As for my own experience...with the grace of excellent loan repayment assistance, I've been able to completely bypass big firm life so far, and I don't think I'll ever end up there. It is admittedly mindboggling to think of the money I'm giving up, but honestly, the cool stuff I've gotten to do in just two years, and expect to keep on doing, makes it completely worth it. Remind yourself why you went to law school -- it wasn't to become rich, was it? If you can figure out a way to make a reasonable salary doing work that you want to do, go for it.
posted by footnote at 7:49 AM on January 19, 2007


Ignoring the financial aspect of it all, the question is what kind of lawyer you want to be.

If you want to be trial lawyer, you should work for a law firm that is going to get you into a courtroom. Not a motion practice, but a trial practice. And what kind of litigation do you want to do? You're much more likely to find this at a smaller or medium-sized firm which does exclusively general or matter-specific litigation. Sometimes, to get those kinds of jobs at good firms for that kind of thing, a year or two in a large law firm will help you a lot, in terms or training and general understanding of the process.

If you want to be a military lawyer, then join the military. I don't know, but I suspect, that being a JAG will not be that much like being a civilian trial lawyer. You will learn information and skills that may or may not be useful to you in a civilian setting. Do it because you want to be in the military, not because you want to be a trial lawyer.

What did you do for your summers?
posted by jcwagner at 9:40 AM on January 19, 2007


My summers I worked at the U.S. Attorney's office then at a mid-size IP litigation firm (more motion practice than trial practice).
posted by Kimpossible at 6:52 PM on January 19, 2007


A little more follow-up - I know lots of "trial lawyers." Even they spend lots of time in motion practice - it's just that there is a greater chance that they'll ultimately take these cases to trial.
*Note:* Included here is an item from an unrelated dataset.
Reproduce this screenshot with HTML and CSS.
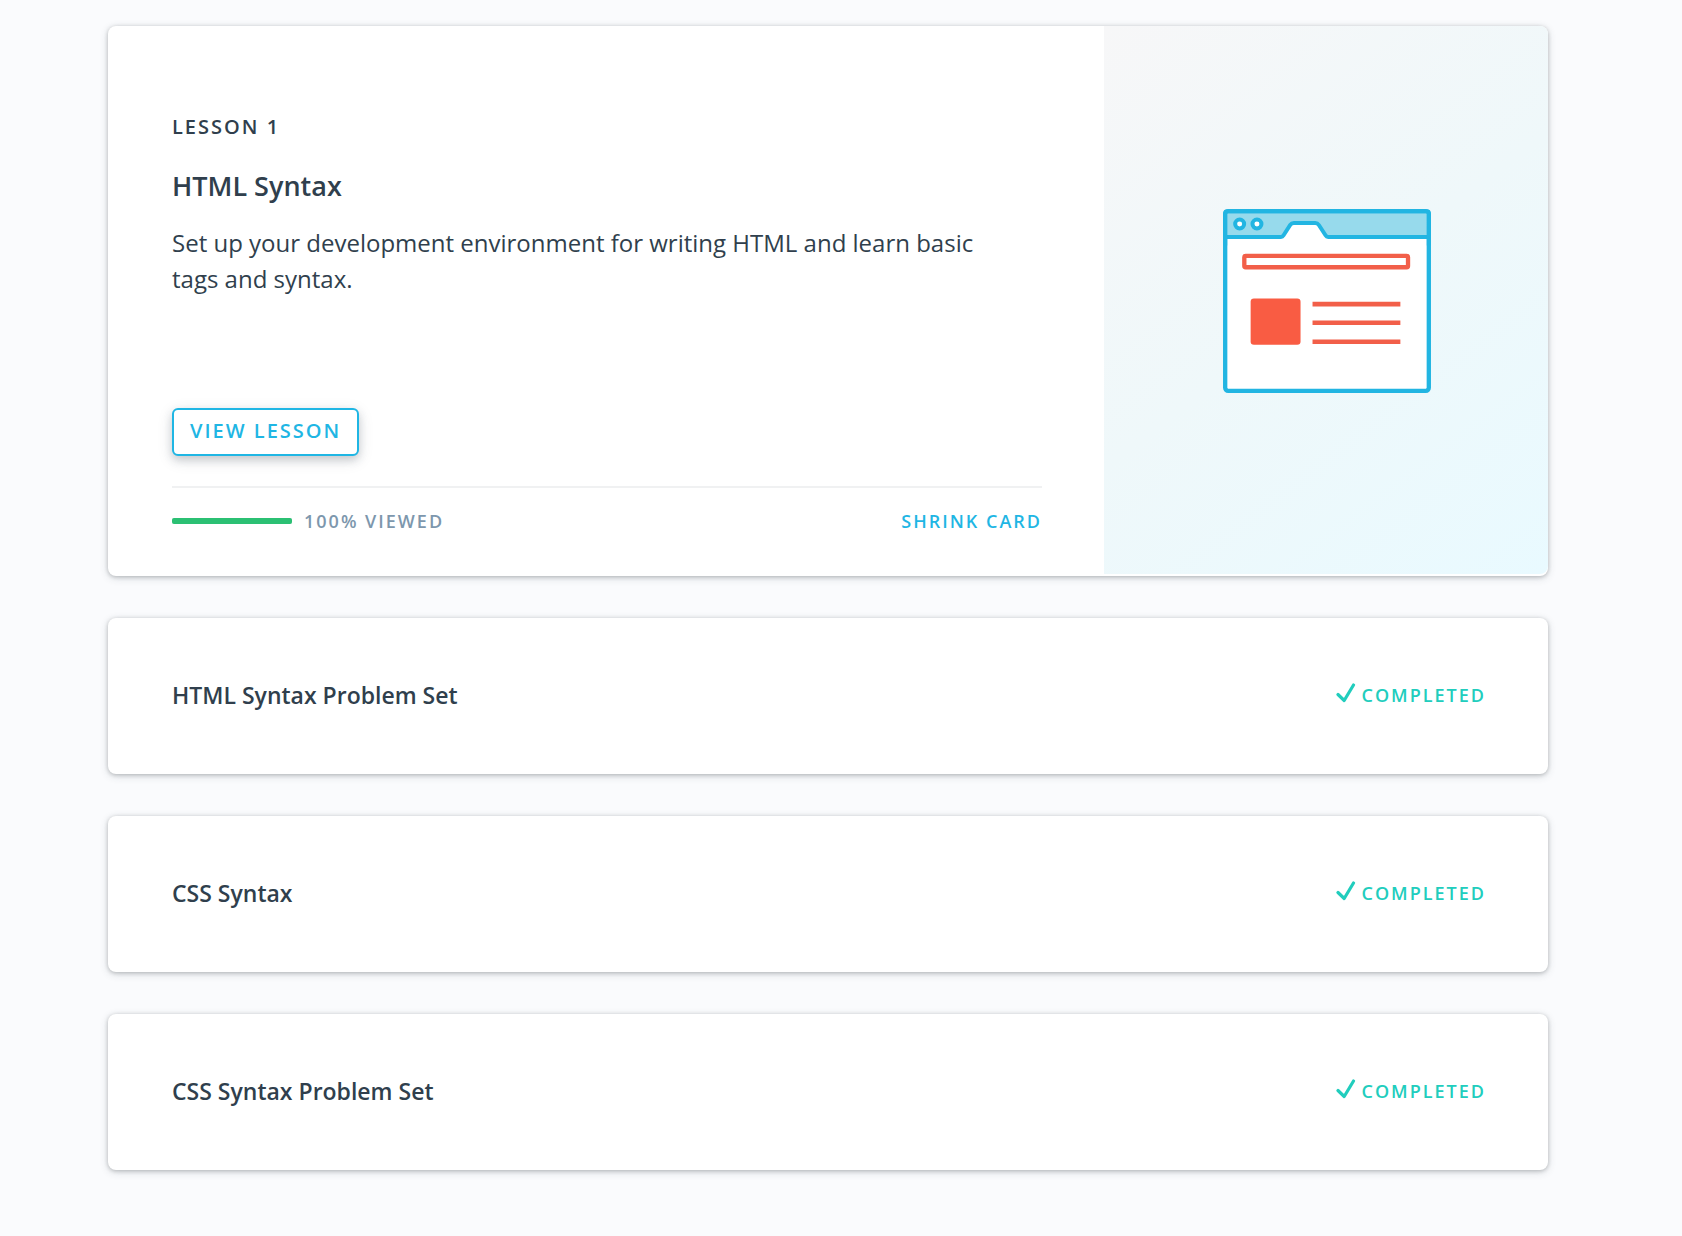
FILE: index.html
```html
<!DOCTYPE html>
<html lang="en">
<head>
<meta charset="utf-8">
<meta name="viewport" content="width=device-width, initial-scale=1">
<title>HTML Syntax</title>
<link rel="stylesheet" href="styles.css">
</head>
<body>
<svg class="sprite" aria-hidden="true">
  <symbol id="check" viewBox="0 0 20 20"><path d="M2 11.500 8.200 17.500 17.500 2" fill="none" stroke="currentColor" stroke-width="3.200" stroke-linecap="round" stroke-linejoin="round"/></symbol>
</svg>
<main class="lessons">
  <article class="card lesson">
    <div class="lesson-body">
      <p class="eyebrow">LESSON 1</p>
      <h1 class="lesson-title">HTML Syntax</h1>
      <p class="lesson-text">Set up your development environment for writing HTML and learn basic tags and syntax.</p>
      <button class="view-button" type="button">VIEW LESSON</button>
      <footer class="lesson-footer">
        <div class="progress"><div class="progress-fill" style="width: 100%"></div></div>
        <span class="viewed">100% VIEWED</span>
        <button class="shrink-button" type="button">SHRINK CARD</button>
      </footer>
    </div>
    <div class="lesson-media">
      <svg class="illustration" viewBox="68 58 625 553" aria-hidden="true">
        <rect x="74" y="64" width="613" height="541" rx="8" fill="#fff"/>
        <path d="M74 142V72q0-7 7-7h599q7 0 7 7v70H384q-5 0-8-5l-20-31q-4-6-11-6h-64q-7 0-11 6l-20 31q-3 5-8 5z" fill="#97daec" stroke="#22b5e2" stroke-width="12" stroke-linejoin="round"/>
        <rect x="74.500" y="64.500" width="612" height="540" rx="9" fill="none" stroke="#22b5e2" stroke-width="13"/>
        <path d="M74 138v30M687 138v30" stroke="#22b5e2" stroke-width="13"/>
        <g fill="#fff" stroke="#22b5e2" stroke-width="12"><circle cx="118" cy="103" r="13.500"/><circle cx="170" cy="103" r="13.500"/></g>
        <rect x="132" y="199" width="492" height="34" rx="4" fill="#fff" stroke="#f25f49" stroke-width="13"/>
        <rect x="151" y="327" width="150" height="139" rx="10" fill="#f95c43"/>
        <path d="M337 344h264M337 400h264M337 457h264" stroke="#f25f49" stroke-width="14"/>
      </svg>
    </div>
  </article>
  <article class="card item">
    <h2 class="item-title">HTML Syntax Problem Set</h2>
    <span class="status"><svg class="check" aria-hidden="true"><use href="#check"/></svg>COMPLETED</span>
  </article>
  <article class="card item">
    <h2 class="item-title">CSS Syntax</h2>
    <span class="status"><svg class="check" aria-hidden="true"><use href="#check"/></svg>COMPLETED</span>
  </article>
  <article class="card item">
    <h2 class="item-title">CSS Syntax Problem Set</h2>
    <span class="status"><svg class="check" aria-hidden="true"><use href="#check"/></svg>COMPLETED</span>
  </article>
</main>
</body>
</html>
```

FILE: styles.css
```css
* {
  box-sizing: border-box;
}

body {
  margin: 0;
  background: #fafbfd;
  color: #303f4d;
  font-family: "Open Sans", "Noto Sans", sans-serif;
}

h1,
h2,
p {
  margin: 0;
}

button {
  font: inherit;
  background: none;
  border: 0;
  cursor: pointer;
}

.sprite {
  display: none;
}

.lessons {
  display: flex;
  flex-direction: column;
  gap: 42px;
  padding: 26px 134px 66px 108px;
}

.card {
  display: flex;
  background: #fff;
  border-radius: 8px;
  box-shadow: 0 2px 8px 0 rgba(46, 61, 73, 0.16), 0 1px 4px 0 rgba(0, 0, 0, 0.22);
}

.lesson {
  min-height: 550px;
}

.lesson-body {
  flex: 1;
  display: flex;
  flex-direction: column;
  align-items: flex-start;
  padding: 86px 62px 41px 64px;
}

.eyebrow {
  margin-bottom: 24px;
  font-size: 20px;
  font-weight: 600;
  line-height: 30px;
  letter-spacing: 2px;
}

.lesson-title {
  margin-bottom: 19px;
  font-size: 27px;
  font-weight: 600;
  line-height: 40px;
}

.lesson-text {
  margin-bottom: 40px;
  padding-right: 40px;
  font-size: 24px;
  line-height: 36px;
}

.view-button {
  height: 48px;
  margin-top: auto;
  padding: 0 16px 2px;
  border: 2px solid #1fb6e4;
  border-radius: 6px;
  background: #fff;
  box-shadow: 0 4px 16px 0 rgba(46, 61, 73, 0.12), 0 4px 8px 0 rgba(46, 61, 73, 0.2);
  color: #1fb6e4;
  font-size: 20px;
  font-weight: 600;
  line-height: 30px;
  letter-spacing: 2px;
}

.lesson-footer {
  display: flex;
  align-items: center;
  align-self: stretch;
  margin-top: 30px;
  padding-top: 19px;
  border-top: 2px solid #f0f1f2;
  font-size: 18px;
  font-weight: 600;
  line-height: 28px;
  letter-spacing: 2px;
}

.progress {
  width: 120px;
  height: 6px;
  margin-right: 12px;
  border-radius: 2px;
  background: #dbe2e8;
}

.progress-fill {
  height: 100%;
  border-radius: 2px;
  background: #2bc073;
}

.viewed {
  color: #7d97ad;
}

.shrink-button {
  margin-left: auto;
  padding: 0;
  color: #1fb6e4;
  letter-spacing: 2px;
}

.lesson-media {
  flex: 0 0 444px;
  display: flex;
  align-items: center;
  justify-content: center;
  margin-bottom: 2px;
  padding: 2px 0 0 2px;
  border-radius: 0 8px 8px 0;
  background: linear-gradient(143deg, #f7f7f8 0%, #eff8fa 50%, #e9faff 100%);
}

.illustration {
  width: 208px;
  height: 184px;
}

.item {
  align-items: center;
  justify-content: space-between;
  min-height: 156px;
  padding: 32px 62px 34px 64px;
}

.item-title {
  font-size: 23px;
  font-weight: 600;
  line-height: 36px;
}

.status {
  display: flex;
  align-items: center;
  gap: 6px;
  color: #21cdbd;
  font-size: 18px;
  font-weight: 600;
  line-height: 28px;
  letter-spacing: 2px;
}

.check {
  width: 20px;
  height: 20px;
  margin-bottom: 4px;
}
```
If you really enjoy the actual process of being in a courtroom and arguing about things and getting a ruling one way or the other, this concept of being a trial lawyer may appeal to you, even if you're not actually in trial that much. I has watched several of my trial lawyer friends come to really enjoy what they do, because they enjoy the competition and the intellectual battle of it all. While they relish occasionally taking cases to trial, having a jury or a judge decide the questions of fact of the case is generally not nearly as emotionally satisfying to them as it is being able to demonstrate superior lawyering through the arguing, drafting and other legal skills exemplified in a broad motion practice.

The law student's ideal of a full "trial practice" is largely a fantasy. It's a very small segment of all lawyers, even all litigators, who spend the majority of their time "in trial," and those that do are skewed either towards the very elite - trial specialists who take the major cases of others to trial - or the far other end of the spectrum - general criminal litigators dealing with a wide variety of criminal offenses for the destitute or nearly

If you're dead set on joining up as a lawyer, just do it. But don't do it because you want to be a trial lawyer or a litigator. And I very much doubt that your one or two years in private practice are going to be particularly useful to you if you are a JAG.